Occupied Golan Heights: There is a building boom quietly underway in Merom Golan, a tiny colony first built when the Israeli regime occupied the Golan Heights from Syria in the 1967 war.

Stone utility enclosures mark sites where a few dozen homes will soon break ground. A fallow field is slated to become, next year, a new neighborhood called Banim Bonim, Hebrew for Children Build. Near the ring road Doron Bogdanovsky, the kibbutz secretary-general, has plans approved for 100 more families to settle over the next decade.

The plan for the kibbutz is dwarfed by the aggressive development goals of Naftali Bennett, a senior Israeli minister and leader of the Jewish Home party, and one of many Israeli politicians seizing on the chaotic situation in Syria to secure Israel’s sovereignty over the contested Golan. They are calling for 100,000 new Golan residents in the next five years. That number, nearly quintuple the current Jewish population, may be unrealistic.

The 400-plus square miles of the Israeli-occupied Golan on the northeast border with Syria is both strategic plateau and lush agricultural terrain yielding prize apples, cherries and beef. It’s also a vast playground that drew 3 million tourist visits last year.

The UN Security Council condemned Israel’s annexation, and most of the world officially considers the Golan illegally occupied, just like the West Bank. But it is rarely the focus of international activism or diplomacy; the construction in Merom Golan drew no public criticism, unlike the hubbub that erupts with every new housing block announced in the occupied East Jerusalem and the occupied West Bank.

Even the 22,000 Druze residents who have for decades dreamed that the land would be returned to Syria have begun to acknowledge a new reality.

“These hopes are less and less and maybe became quite to zero,” sighed Qassem Sabbagh, a restaurant owner in the Druze capital, Majdal Shams, and a longtime activist who said he has been “less active in the past years, because there is no politics here, there is a war only.”

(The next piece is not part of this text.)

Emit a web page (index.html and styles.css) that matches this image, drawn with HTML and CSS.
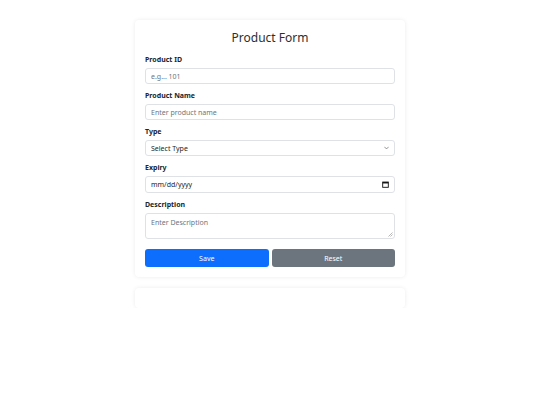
FILE: index.html
```html
<!DOCTYPE html>
<html>
<head>
<meta charset="utf-8">
<link rel="stylesheet" href="styles.css">
</head>
<body>
<div class="wrap">
  <form class="card">
    <h1 class="title">Product Form</h1>
    <div class="group">
      <label class="label">Product ID</label>
      <input class="control" type="text" placeholder="e.g... 101">
    </div>
    <div class="group">
      <label class="label">Product Name</label>
      <input class="control" type="text" placeholder="Enter product name">
    </div>
    <div class="group">
      <label class="label">Type</label>
      <div class="control select">
        <span>Select Type</span>
        <svg width="5" height="4" viewBox="0 0 16 10"><path d="M2 2l6 6 6-6" fill="none" stroke="#555" stroke-width="2" stroke-linecap="round" stroke-linejoin="round"/></svg>
      </div>
    </div>
    <div class="group">
      <label class="label">Expiry</label>
      <div class="control date">
        <span>mm/dd/yyyy</span>
        <svg width="7" height="7" viewBox="0 0 10 10"><rect x="1" y="1.5" width="8" height="7.5" fill="none" stroke="#111" stroke-width="1.3"/><rect x="1" y="1.5" width="8" height="2" fill="#111"/></svg>
      </div>
    </div>
    <div class="group">
      <label class="label">Description</label>
      <div class="control area">
        <span class="ph">Enter Description</span>
        <svg class="grip" width="5" height="5" viewBox="0 0 5 5"><path d="M4.5 0.5L0.5 4.5M4.5 2.5L2.5 4.5" stroke="#999" stroke-width="0.7"/></svg>
      </div>
    </div>
    <div class="buttons">
      <button type="button" class="btn save">Save</button>
      <button type="button" class="btn reset">Reset</button>
    </div>
  </form>
  <div class="card empty"></div>
</div>
</body>
</html>
```

FILE: styles.css
```css
* { box-sizing: border-box; }
html, body { margin: 0; background: #fff; }
body {
  font-family: "Noto Sans", "Open Sans", sans-serif;
  color: #212529;
  padding-top: 20px;
}
.wrap {
  width: 270px;
  margin: 0 auto;
}
.card {
  display: block;
  background: #fff;
  padding: 10px;
  border-radius: 4px;
  box-shadow: 0 0 4px rgba(0,0,0,0.08);
}
.title {
  margin: 0 0 10px;
  font-size: 12px;
  line-height: 15px;
  font-weight: 400;
  text-align: center;
  color: #2b2f33;
}
.group {
  display: flex;
  flex-direction: column;
  margin-bottom: 7px;
}
.label {
  font-size: 7px;
  line-height: 10px;
  font-weight: 700;
  margin-bottom: 3px;
}
.control {
  height: 16px;
  border: 1px solid #dee2e6;
  border-radius: 3px;
  padding: 0 5px;
  font: inherit;
  font-size: 7px;
  color: #212529;
  background: #fff;
  outline: none;
  display: flex;
  align-items: center;
  justify-content: space-between;
}
.control::placeholder { color: #6c757d; }
.date { height: 17px; }
.area {
  height: 26px;
  align-items: flex-start;
  padding-top: 4px;
  position: relative;
}
.ph { color: #6c757d; line-height: 9px; }
.grip { position: absolute; right: 1px; bottom: 1px; }
.buttons {
  display: flex;
  gap: 3px;
  margin-top: 10px;
}
.btn {
  flex: 1;
  height: 18px;
  border: none;
  border-radius: 3px;
  color: #fff;
  font: inherit;
  font-size: 7px;
}
.save { background: #0d6efd; }
.reset { background: #6c757d; }
.empty {
  margin-top: 11px;
  height: 20px;
}
```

Salman Fakhr Al Deen, spokesman for Al Marsad, a human-rights group in the Occupied Golan, complained that Israelis confiscate Druze lands, and do not share water and other resources equitably.

Merom Golan formed within a month of the 1967 war, with colonists who moved there as an act of Zionism. By 1972 there were 600 Jews in the Occupied Golan, according to Israel’s Central Bureau of Statistics; there were 6,800 in 1983, 13,000 in 1995, and 20,500 last year.

In 1994, several Jewish staged a 20-day hunger strike to protest then Prime Minister Yitzhak Rabin’s consideration of a peace deal with Syria that would have returned the territory.

The push for normalisation of Israel’s control goes beyond conservative nationalists like Bennett. Amos Yadlin, the left’s candidate for defense minister in elections this spring, included recognition of Israeli authority over Golan in a recent paper among potential US steps to soothe Israel in the aftermath of the Iran deal. Michael B. Oren, Israel’s former ambassador to Washington and a centre-right member of Parliament, is a prime proponent.

“The (Occupied) Golan Heights has been part of Israel for twice as long as it was part of Syria,” Oren noted in a recent interview. “We need places to build, and the world doesn’t want us to build in the West Bank. I don’t think anyone in the world can come at us and say we’re building on land that’s going to be part of a peace deal if we build on the (Occupied)Golan Heights.”

Here in Merom Golan, Jewish colonists laugh at the scope of Bennett’s 100,000-person plan but say they will, indeed, bring 10,000 new residents to the north in five years.